# Saying Goodbye to Joshua



## Curt (Jan 16, 2011)

This morning I will preach the final installment in a series on Joshua. "Parting is such sweet sorrow." He warned Israel to stand firm and to follow their God. May we learn this lesson.


----------



## LawrenceU (Jan 16, 2011)

Amen!


----------



## kodos (Jan 16, 2011)

Amen!
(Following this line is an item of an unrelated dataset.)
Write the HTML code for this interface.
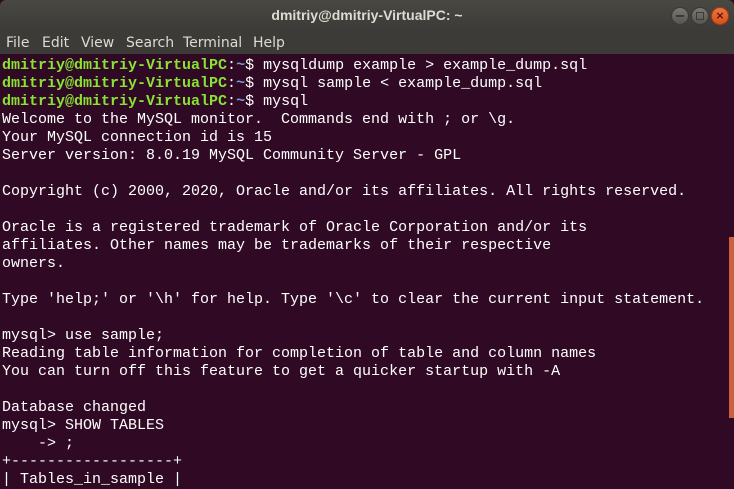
<!DOCTYPE html>
<html><head><style>
body{margin:0;width:734px;height:488px;overflow:hidden;background:#300a24;}
.title{position:absolute;left:0;top:0;width:734px;height:30px;background:linear-gradient(#4a4843,#3c3b37);border-radius:6px 6px 0 0;color:#dfdbd2;font:bold 14px "Liberation Sans",sans-serif;text-align:center;line-height:30px;}
.menu{position:absolute;left:0;top:30px;width:734px;height:24px;background:#3c3b37;color:#dfdbd2;font:14px "DejaVu Sans","Liberation Sans",sans-serif;line-height:27px;}
.menu span{position:absolute;top:0}
.term{position:absolute;left:0;top:54px;width:734px;height:434px;background:#300a24;}
pre{margin:0;position:absolute;left:2px;top:3px;font:15px "Liberation Mono",monospace;line-height:18px;color:#fff;}
.g{color:#8ae234;font-weight:bold}.b{color:#729fcf;font-weight:bold}
.btn{position:absolute;top:7px;width:16px;height:16px;border-radius:50%;background:linear-gradient(#7a7873,#56554f);border:1px solid #3a3935;}
.sb{position:absolute;left:729px;width:5px;height:181px;background:#c8613c;}
</style></head><body>
<div class="title">dmitriy@dmitriy-VirtualPC: ~</div>
<div class="btn" style="left:671px"><div style="position:absolute;left:4px;top:7px;width:8px;height:2px;background:#3c3b37"></div></div>
<div class="btn" style="left:691px"><div style="position:absolute;left:4px;top:4px;width:6px;height:6px;border:1px solid #3c3b37"></div></div>
<div class="btn" style="left:711px;background:linear-gradient(#f0743f,#dc4e1c);border-color:#a33d14;color:#4a1a08;font:bold 11px 'DejaVu Sans',sans-serif;text-align:center;line-height:16px">×</div>
<div class="menu"><span style="left:6px">File</span><span style="left:42px">Edit</span><span style="left:81px">View</span><span style="left:126px">Search</span><span style="left:183px">Terminal</span><span style="left:253px">Help</span></div>
<div class="term"><pre><span class="g">dmitriy@dmitriy-VirtualPC</span>:<span class="b">~</span>$ mysqldump example &gt; example_dump.sql
<span class="g">dmitriy@dmitriy-VirtualPC</span>:<span class="b">~</span>$ mysql sample &lt; example_dump.sql
<span class="g">dmitriy@dmitriy-VirtualPC</span>:<span class="b">~</span>$ mysql
Welcome to the MySQL monitor.  Commands end with ; or \g.
Your MySQL connection id is 15
Server version: 8.0.19 MySQL Community Server - GPL

Copyright (c) 2000, 2020, Oracle and/or its affiliates. All rights reserved.

Oracle is a registered trademark of Oracle Corporation and/or its
affiliates. Other names may be trademarks of their respective
owners.

Type 'help;' or '\h' for help. Type '\c' to clear the current input statement.

mysql&gt; use sample;
Reading table information for completion of table and column names
You can turn off this feature to get a quicker startup with -A

Database changed
mysql&gt; SHOW TABLES
    -&gt; ;
+------------------+
| Tables_in_sample |
</pre><div class="sb" style="top:183px"></div></div>
</body></html>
The ending to Joshua is one of my favorite parts of the OT.


----------



## dudley (Jan 16, 2011)

Amen my brother!


----------



## Skyler (Jan 16, 2011)

For a moment I thought Joshua was leaving.


----------



## Curt (Jan 16, 2011)

Skyler said:


> For a moment I thought Joshua was leaving



Μει γενοιτω


----------



## Skyler (Jan 16, 2011)

Curt said:


> Skyler said:
> 
> 
> > For a moment I thought Joshua was leaving
> ...


 
What you said. =)


----------



## Jack K (Jan 16, 2011)

Skyler said:


> For a moment I thought Joshua was leaving.


 
Ditto. I guess that's one way to get me to read a thread.


----------



## au5t1n (Jan 16, 2011)

Add me to the list. This board wouldn't be the same without him.


----------